Feb 8, 2002 11:49 PM
|The tires I have are Continental SuperSport Ultras
They say max pressure of 120. What pressure should I set them at?
Also, what side is the label supposed to be on? Drive or non drive? Is it the same for ALL tires (mtn also)?
Feb 8, 2002 11:51 PM
|how much pressure is figured to be lost when removing the pump? Should the pressure quoted be before or after removing?
Feb 9, 2002 1:43 AM
|You can run those tires at 120 PSI. In fact, you can run them a little low ( say, 110 PSI) for "comfort," though my take is if you want comfort, get a wider tire. You can also run them overinflated, because "max PSI" figures are typically dampened by the manufacturer's legal department to forestall product liability claims (Check it out: several tires have two different "max PSI" figures; one on the label, and another molded into the rubber/sidewall.) Having said that, I do not recommend overinflation; the tires will ride more harshly, you could possibly blow them off the rim, and, most importantly, what does it buy you? If you overinflate for "speed," why not just run tires that were designed for higher pressures in the first place? They'll perform better, all other things being equal.
When you inflate your tires, you shouldn't be losing much air when you disconnect your pump. If you are, get a different pump; most of the newer ones have a "knock-it-off" valve, so you lose maybe a pound or two of pressure at most disconnecting. One tip: on cold mornings, when the temperature is expected to rise later in the day, run your tires a few pounds low, as the rising temperatures will cause your tires to "pick up a few pounds," as the now-warmer air in them expands a bit. Again, though, this really isn't a big issue until you start hanging out with the guys who're putting 170 PSI of helium in their silk sew-ups.
As to your label-on-which-side question: on road bikes, tread pattern, direction, etc., isn't really much of a factor as it is on mountain bikes, because of the higher PSI's and generally good traction that road riders typically encounter. So, I don't think it matters a great deal, but I always put my labels on the non-drive side. If you need to rationalize that position, here's mine: with the labels on the non-drive side, you can read them as you inflate your tires, and not get your nice new jersey next to that filthy old chain. Just be consistent, and mount both labels on the same side, whichever side you choose; it looks better, IMHO.

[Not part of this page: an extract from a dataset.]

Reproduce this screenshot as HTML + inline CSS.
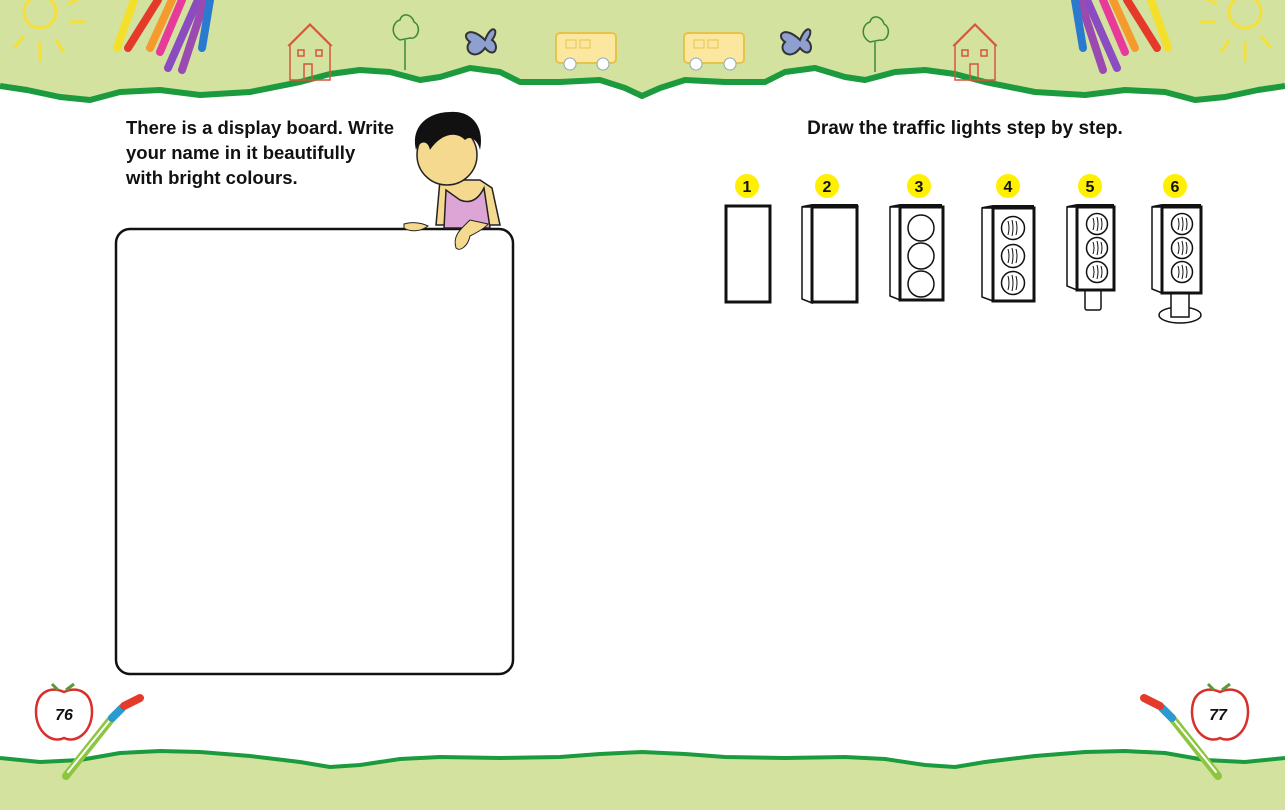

I've seen good bike shops that mount tires both ways. Don't know if it's a mistake on their part, or mine, but I don't think label position matters except for aesthetics.
|Label usually mounts under valve on drive side (NM)||Samcat|
Feb 9, 2002 4:40 AM
Feb 9, 2002 12:50 PM
|re: Tire Pressure||JimP|
Feb 9, 2002 12:14 PM
|The optimun pressure is dependent on the cross section of the tire and the weight of the rider. There are several web sites that have different formulas to use. I weigh 185-190 and usually run 125lbs for the rear 22mm tire and 130lbs for the front 19mm.|
|re: Tire Pressure||Chen2|
Feb 9, 2002 3:57 PM
|I think most of the air we hear rushing out when we pull the chuck off is actually coming from the hose. The valve should seal instantaneously.|
|re: Tire Pressure||Woof the dog|
Feb 9, 2002 4:12 PM
|it depends on the tire if you want to go over a posted pressure. With one kind of specialized tires, i could put in 10 psi extra over the limit, while with other specialized tires, I went through two tubes and scared some relatives with nice gun shots in the basement and on the road too.
woof the blow-off dog.
|re: blowing off rims.||guido|
Feb 9, 2002 7:04 PM
|I've done that too, scaring relatives, and another time, a large group of riders at the start of the Hottern' Hell Hundred. I seem to remember it was Specialized tires in both instances, the folding kind. Anybody under 170# would be fine on pressures as low as 95 psi. I go with 100-110 on 25Cs. Any more rides rock hard, seems a bit more prone to flats, and doesn't feel any faster to me, although technically, probably is.
Tire manufacturers always print the labels on the drivetrain side of the tires, so when people are checking out the bike, they can see all the components in one view. If you mount them that way, you never have to worry if the tread is oriented correctly.